Coloradans vote exclusively on paper ballots, which are then counted and reviewed by human election judges using electronic tabulators. Any county can hand recount to cross-check the physical ballots against the results. (Former Mesa County Clerk Tina Peters could have done this after 2020, but she refused — instead perpetrating an election security breach that landed her nine years behind bars.)
Reforms like photo ID are necessary, but our system is far more secure than the hand-counted paper ballots Trump has floated. America largely abandoned hand counts starting in the late 1800s.
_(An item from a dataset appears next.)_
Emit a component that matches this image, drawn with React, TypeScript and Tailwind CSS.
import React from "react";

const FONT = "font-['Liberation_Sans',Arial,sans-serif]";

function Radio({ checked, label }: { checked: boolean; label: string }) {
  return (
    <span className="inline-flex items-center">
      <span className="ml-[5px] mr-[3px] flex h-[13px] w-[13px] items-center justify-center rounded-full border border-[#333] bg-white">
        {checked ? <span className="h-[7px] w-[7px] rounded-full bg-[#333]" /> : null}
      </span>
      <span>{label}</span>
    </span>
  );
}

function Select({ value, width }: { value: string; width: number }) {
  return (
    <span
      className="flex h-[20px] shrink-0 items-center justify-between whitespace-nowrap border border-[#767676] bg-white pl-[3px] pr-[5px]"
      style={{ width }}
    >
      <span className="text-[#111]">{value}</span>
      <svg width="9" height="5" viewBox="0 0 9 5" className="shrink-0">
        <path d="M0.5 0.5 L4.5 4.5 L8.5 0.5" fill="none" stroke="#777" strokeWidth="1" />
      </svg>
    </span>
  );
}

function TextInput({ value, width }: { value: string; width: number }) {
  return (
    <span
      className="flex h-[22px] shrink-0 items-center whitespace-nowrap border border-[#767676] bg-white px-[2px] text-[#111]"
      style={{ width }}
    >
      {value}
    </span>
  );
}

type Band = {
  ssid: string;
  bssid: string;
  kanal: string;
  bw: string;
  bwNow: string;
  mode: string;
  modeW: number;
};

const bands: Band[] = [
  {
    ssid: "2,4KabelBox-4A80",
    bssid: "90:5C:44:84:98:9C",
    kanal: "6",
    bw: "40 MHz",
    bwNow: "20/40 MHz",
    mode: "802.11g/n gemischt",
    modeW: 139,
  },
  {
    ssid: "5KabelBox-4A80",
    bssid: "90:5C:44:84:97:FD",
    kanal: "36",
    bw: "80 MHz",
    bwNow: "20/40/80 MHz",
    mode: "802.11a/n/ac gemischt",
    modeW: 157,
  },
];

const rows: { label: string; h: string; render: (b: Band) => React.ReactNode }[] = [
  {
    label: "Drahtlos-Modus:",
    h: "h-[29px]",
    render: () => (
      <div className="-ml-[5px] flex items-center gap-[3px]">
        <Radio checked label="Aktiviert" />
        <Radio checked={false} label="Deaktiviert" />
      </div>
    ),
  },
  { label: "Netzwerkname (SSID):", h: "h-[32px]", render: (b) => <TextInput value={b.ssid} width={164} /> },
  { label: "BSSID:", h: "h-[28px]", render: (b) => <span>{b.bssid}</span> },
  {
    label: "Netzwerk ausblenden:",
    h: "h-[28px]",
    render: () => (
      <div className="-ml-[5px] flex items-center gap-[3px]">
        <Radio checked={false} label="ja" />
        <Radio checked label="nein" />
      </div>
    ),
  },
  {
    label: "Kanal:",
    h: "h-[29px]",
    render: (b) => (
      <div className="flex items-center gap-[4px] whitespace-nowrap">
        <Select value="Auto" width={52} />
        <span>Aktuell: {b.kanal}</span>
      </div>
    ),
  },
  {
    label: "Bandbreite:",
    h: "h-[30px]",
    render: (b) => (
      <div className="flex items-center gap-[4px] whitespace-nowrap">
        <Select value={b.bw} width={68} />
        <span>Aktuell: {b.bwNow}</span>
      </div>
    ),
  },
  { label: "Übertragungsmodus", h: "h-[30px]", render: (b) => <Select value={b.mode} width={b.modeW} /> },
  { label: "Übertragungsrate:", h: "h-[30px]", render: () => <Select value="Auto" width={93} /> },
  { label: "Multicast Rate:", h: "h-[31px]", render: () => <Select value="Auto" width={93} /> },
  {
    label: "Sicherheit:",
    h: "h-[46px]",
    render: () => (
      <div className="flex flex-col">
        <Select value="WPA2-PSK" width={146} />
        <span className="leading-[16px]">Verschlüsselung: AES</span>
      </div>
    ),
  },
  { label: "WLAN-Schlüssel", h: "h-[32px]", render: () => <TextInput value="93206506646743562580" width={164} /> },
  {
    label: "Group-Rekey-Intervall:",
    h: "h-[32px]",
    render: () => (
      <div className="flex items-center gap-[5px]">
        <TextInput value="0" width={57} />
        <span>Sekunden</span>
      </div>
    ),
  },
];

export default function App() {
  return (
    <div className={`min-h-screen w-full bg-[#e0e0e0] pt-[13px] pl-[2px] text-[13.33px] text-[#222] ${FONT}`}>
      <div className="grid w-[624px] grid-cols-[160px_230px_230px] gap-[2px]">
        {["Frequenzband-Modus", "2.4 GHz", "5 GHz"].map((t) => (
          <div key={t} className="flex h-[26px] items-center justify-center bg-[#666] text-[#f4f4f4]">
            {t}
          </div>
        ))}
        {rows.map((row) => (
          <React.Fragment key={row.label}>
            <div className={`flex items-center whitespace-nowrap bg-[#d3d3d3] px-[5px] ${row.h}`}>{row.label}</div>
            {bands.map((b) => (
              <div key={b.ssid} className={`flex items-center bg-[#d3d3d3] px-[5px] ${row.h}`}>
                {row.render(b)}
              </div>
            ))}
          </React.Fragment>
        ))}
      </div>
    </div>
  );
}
For most of our history, voter fraud ruled the day — think political machines like Tammany Hall in New York or Cook County in Chicago — but today’s system is dramatically better.
On Facebook, former Republican Douglas County Clerk Merlin Klotz called single-day paper ballot voting “impractical and unsafe.” Hand-counting is less accurate, he noted, and DougCo’s “80 contests in more than 300 ballot styles” would require an “insane” number of counters and generate massive lines. While acknowledging “curable risks,” Klotz rightly calls Colorado’s system “superior to that in many other states.”
Which is why Trump’s claims about “crooked elections” are so disappointing. Moving Space Command is the wrong call, but at least it’s defensible. Unfortunately, he couldn’t resist relitigating “Stop the Steal,” making a legitimate military-based decision look like political payback — all while national security and 2,700 Colorado jobs hang in the balance.